Raw records:
■ ■ ■ ■ ■ ■ ■
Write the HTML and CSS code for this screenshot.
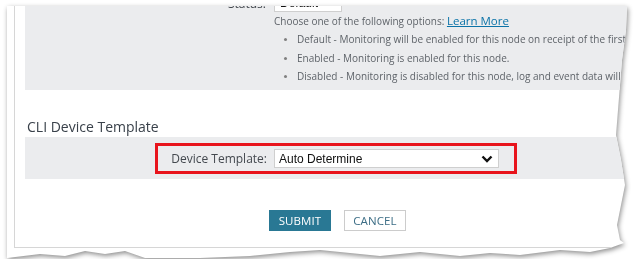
FILE: index.html
```html
<!DOCTYPE html>
<html lang="en">

<head>
  <meta charset="UTF-8" />
  <meta name="viewport" content="width=device-width, initial-scale=1" />
  <title>Node Settings - CLI Device Template</title>
  <link rel="stylesheet" href="styles.css">
</head>

<body>
  <div class="shadow-wrap">
    <div class="paper">
      <div class="frame">
        <div class="content">

          <section class="panel status-panel">
            <div class="field-row status-row">
              <span class="field-label">Status:</span>
              <div class="select select-small">
                <span>Default</span>
              </div>
            </div>
            <div class="field-row">
              <span></span>
              <div class="help">
                <p class="help-intro">Choose one of the following options: <a href="#">Learn More</a></p>
                <ul class="help-list">
                  <li>Default - Monitoring will be enabled for this node on receipt of the first event from it.</li>
                  <li>Enabled - Monitoring is enabled for this node.</li>
                  <li>Disabled - Monitoring is disabled for this node, log and event data will not be stored.</li>
                </ul>
              </div>
            </div>
          </section>

          <h2 class="section-title">CLI Device Template</h2>

          <section class="panel template-panel">
            <div class="highlight">
              <label class="field-label">Device Template:</label>
              <div class="select select-wide">
                <span>Auto Determine</span>
                <svg class="chevron" width="12" height="8" viewBox="0 0 12 8" aria-hidden="true">
                  <path d="M1.5 1.5 L6 6 L10.5 1.5" fill="none" stroke="#111" stroke-width="2.4" />
                </svg>
              </div>
            </div>
          </section>

          <div class="actions">
            <button type="button" class="btn btn-primary">SUBMIT</button>
            <button type="button" class="btn btn-secondary">CANCEL</button>
          </div>

        </div>
      </div>
    </div>
  </div>
</body>

</html>
```

FILE: styles.css
```css
:root {
  --color-panel: #ebecee;
  --color-border: #d6d6d6;
  --color-text: #5e6369;
  --color-heading: #39414a;
  --color-link: #0b73a8;
  --color-primary: #297894;
  --color-highlight: #e8141c;
  --font-ui: 'Open Sans', 'DejaVu Sans', sans-serif;
}

* {
  box-sizing: border-box;
}

body {
  margin: 0;
  background: #ffffff;
  font-family: var(--font-ui);
  color: var(--color-text);
  -webkit-font-smoothing: antialiased;
}

/* torn paper screenshot */
.shadow-wrap {
  padding: 6px 0 0 7px;
  filter: drop-shadow(1px 2px 2.5px rgba(0, 0, 0, 0.45));
}

.paper {
  width: 621px;
  height: 253px;
  background: #ffffff;
  overflow: hidden;
  clip-path: polygon(0 0, 620px 0, 619px 24px, 615px 54px, 613px 79px, 611px 104px, 609px 129px,
      614px 154px, 618px 179px, 614px 199px, 610px 219px, 613px 234px, 617px 237px,
      603px 242px, 583px 246px, 553px 244px, 513px 249px, 483px 247px, 453px 250px,
      413px 246px, 373px 250px, 343px 247px, 313px 244px, 283px 246px, 243px 250px,
      193px 252px, 138px 252px, 118px 245px, 98px 248px, 78px 245px, 58px 250px,
      33px 248px, 0 252px);
}

.frame {
  margin-left: 7px;
  width: 700px;
  height: 242px;
  border-left: 1px solid var(--color-border);
  border-bottom: 1px solid var(--color-border);
  padding-left: 10px;
}

.content {
  width: 625px;
}

.panel {
  display: flow-root;
  background: var(--color-panel);
}

/* status panel */
.status-panel {
  height: 84px;
  font-size: 10px;
}

.field-row {
  display: grid;
  grid-template-columns: 241px 1fr;
  column-gap: 8px;
}

.status-row {
  margin-top: -12px;
  align-items: center;
}

.field-label {
  text-align: right;
  color: #44494f;
}

.status-row .field-label {
  font-size: 12px;
}

.help p {
  margin: 0;
  line-height: 17px;
}

.help a {
  color: var(--color-link);
  font-size: 11.5px;
}

.help-list {
  margin: 0;
  padding-left: 23px;
  white-space: nowrap;
}

.help-list li {
  line-height: 18.5px;
}

.help-list li::marker {
  color: #808080;
  font-size: 8px;
}

/* select boxes */
.select {
  display: flex;
  align-items: center;
  justify-content: space-between;
  background: #ffffff;
  border: 1px solid #cfcfcf;
  font-family: 'Liberation Sans', Arial, sans-serif;
  color: #111;
}

.select-small {
  width: 68px;
  height: 18px;
  padding: 0 5px;
  font-size: 12px;
}

.select-wide {
  width: 225px;
  height: 19px;
  padding: 0 5px 0 4px;
  font-size: 12px;
}

.section-title {
  margin: 26px 0 0 2px;
  font-weight: 400;
  font-size: 14px;
  line-height: 21px;
  color: var(--color-heading);
}

/* template panel */
.template-panel {
  height: 42px;
  padding-top: 6px;
}

.highlight {
  width: 362px;
  height: 31px;
  margin-left: 130px;
  border: 3px solid var(--color-highlight);
  display: flex;
  align-items: center;
  justify-content: flex-end;
  gap: 7px;
  padding-right: 15px;
}

.highlight .field-label {
  font-size: 12px;
}

.actions {
  display: flex;
  justify-content: center;
  gap: 13px;
  margin-top: 31px;
}

.btn {
  width: 62px;
  height: 21px;
  padding: 0;
  font-family: var(--font-ui);
  font-size: 11.5px;
  letter-spacing: 0.1px;
  cursor: pointer;
}

.btn-primary {
  background: var(--color-primary);
  border: none;
  color: #ffffff;
}

.btn-secondary {
  background: #ffffff;
  border: 1px solid #cccccc;
  color: #3d6e86;
}
```
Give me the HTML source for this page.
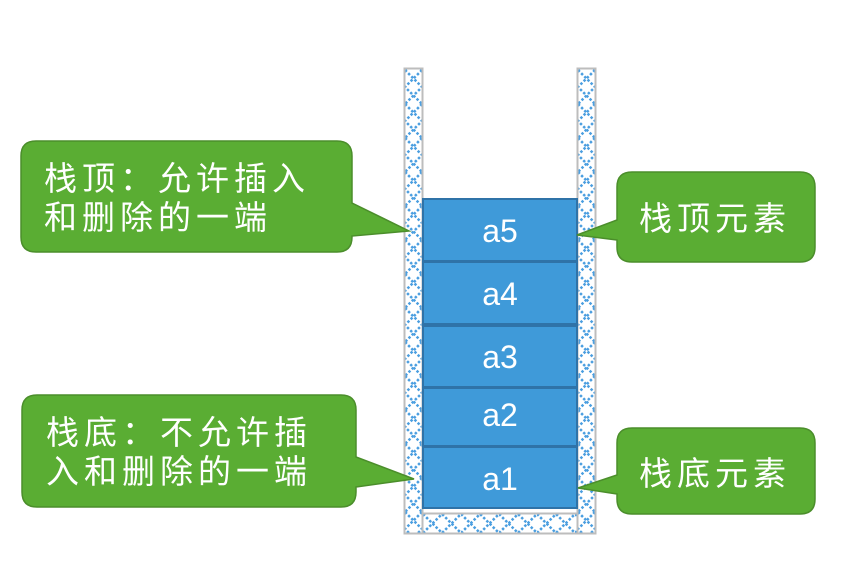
■ ■ ■ ■ ■ ■ ■
What is expected:
All of the records need repeating exactly, except for the pictures.

Correct answer:
Write the HTML and CSS code for this screenshot.
FILE: index.html
```html
<!DOCTYPE html>
<html lang="en">

<head>
  <meta charset="UTF-8" />
  <meta name="viewport" content="width=device-width, initial-scale=1" />
  <title>Node Settings - CLI Device Template</title>
  <link rel="stylesheet" href="styles.css">
</head>

<body>
  <div class="shadow-wrap">
    <div class="paper">
      <div class="frame">
        <div class="content">

          <section class="panel status-panel">
            <div class="field-row status-row">
              <span class="field-label">Status:</span>
              <div class="select select-small">
                <span>Default</span>
              </div>
            </div>
            <div class="field-row">
              <span></span>
              <div class="help">
                <p class="help-intro">Choose one of the following options: <a href="#">Learn More</a></p>
                <ul class="help-list">
                  <li>Default - Monitoring will be enabled for this node on receipt of the first event from it.</li>
                  <li>Enabled - Monitoring is enabled for this node.</li>
                  <li>Disabled - Monitoring is disabled for this node, log and event data will not be stored.</li>
                </ul>
              </div>
            </div>
          </section>

          <h2 class="section-title">CLI Device Template</h2>

          <section class="panel template-panel">
            <div class="highlight">
              <label class="field-label">Device Template:</label>
              <div class="select select-wide">
                <span>Auto Determine</span>
                <svg class="chevron" width="12" height="8" viewBox="0 0 12 8" aria-hidden="true">
                  <path d="M1.5 1.5 L6 6 L10.5 1.5" fill="none" stroke="#111" stroke-width="2.4" />
                </svg>
              </div>
            </div>
          </section>

          <div class="actions">
            <button type="button" class="btn btn-primary">SUBMIT</button>
            <button type="button" class="btn btn-secondary">CANCEL</button>
          </div>

        </div>
      </div>
    </div>
  </div>
</body>

</html>
```

FILE: styles.css
```css
:root {
  --color-panel: #ebecee;
  --color-border: #d6d6d6;
  --color-text: #5e6369;
  --color-heading: #39414a;
  --color-link: #0b73a8;
  --color-primary: #297894;
  --color-highlight: #e8141c;
  --font-ui: 'Open Sans', 'DejaVu Sans', sans-serif;
}

* {
  box-sizing: border-box;
}

body {
  margin: 0;
  background: #ffffff;
  font-family: var(--font-ui);
  color: var(--color-text);
  -webkit-font-smoothing: antialiased;
}

/* torn paper screenshot */
.shadow-wrap {
  padding: 6px 0 0 7px;
  filter: drop-shadow(1px 2px 2.5px rgba(0, 0, 0, 0.45));
}

.paper {
  width: 621px;
  height: 253px;
  background: #ffffff;
  overflow: hidden;
  clip-path: polygon(0 0, 620px 0, 619px 24px, 615px 54px, 613px 79px, 611px 104px, 609px 129px,
      614px 154px, 618px 179px, 614px 199px, 610px 219px, 613px 234px, 617px 237px,
      603px 242px, 583px 246px, 553px 244px, 513px 249px, 483px 247px, 453px 250px,
      413px 246px, 373px 250px, 343px 247px, 313px 244px, 283px 246px, 243px 250px,
      193px 252px, 138px 252px, 118px 245px, 98px 248px, 78px 245px, 58px 250px,
      33px 248px, 0 252px);
}

.frame {
  margin-left: 7px;
  width: 700px;
  height: 242px;
  border-left: 1px solid var(--color-border);
  border-bottom: 1px solid var(--color-border);
  padding-left: 10px;
}

.content {
  width: 625px;
}

.panel {
  display: flow-root;
  background: var(--color-panel);
}

/* status panel */
.status-panel {
  height: 84px;
  font-size: 10px;
}

.field-row {
  display: grid;
  grid-template-columns: 241px 1fr;
  column-gap: 8px;
}

.status-row {
  margin-top: -12px;
  align-items: center;
}

.field-label {
  text-align: right;
  color: #44494f;
}

.status-row .field-label {
  font-size: 12px;
}

.help p {
  margin: 0;
  line-height: 17px;
}

.help a {
  color: var(--color-link);
  font-size: 11.5px;
}

.help-list {
  margin: 0;
  padding-left: 23px;
  white-space: nowrap;
}

.help-list li {
  line-height: 18.5px;
}

.help-list li::marker {
  color: #808080;
  font-size: 8px;
}

/* select boxes */
.select {
  display: flex;
  align-items: center;
  justify-content: space-between;
  background: #ffffff;
  border: 1px solid #cfcfcf;
  font-family: 'Liberation Sans', Arial, sans-serif;
  color: #111;
}

.select-small {
  width: 68px;
  height: 18px;
  padding: 0 5px;
  font-size: 12px;
}

.select-wide {
  width: 225px;
  height: 19px;
  padding: 0 5px 0 4px;
  font-size: 12px;
}

.section-title {
  margin: 26px 0 0 2px;
  font-weight: 400;
  font-size: 14px;
  line-height: 21px;
  color: var(--color-heading);
}

/* template panel */
.template-panel {
  height: 42px;
  padding-top: 6px;
}

.highlight {
  width: 362px;
  height: 31px;
  margin-left: 130px;
  border: 3px solid var(--color-highlight);
  display: flex;
  align-items: center;
  justify-content: flex-end;
  gap: 7px;
  padding-right: 15px;
}

.highlight .field-label {
  font-size: 12px;
}

.actions {
  display: flex;
  justify-content: center;
  gap: 13px;
  margin-top: 31px;
}

.btn {
  width: 62px;
  height: 21px;
  padding: 0;
  font-family: var(--font-ui);
  font-size: 11.5px;
  letter-spacing: 0.1px;
  cursor: pointer;
}

.btn-primary {
  background: var(--color-primary);
  border: none;
  color: #ffffff;
}

.btn-secondary {
  background: #ffffff;
  border: 1px solid #cccccc;
  color: #3d6e86;
}
```
Give me the HTML source for this page.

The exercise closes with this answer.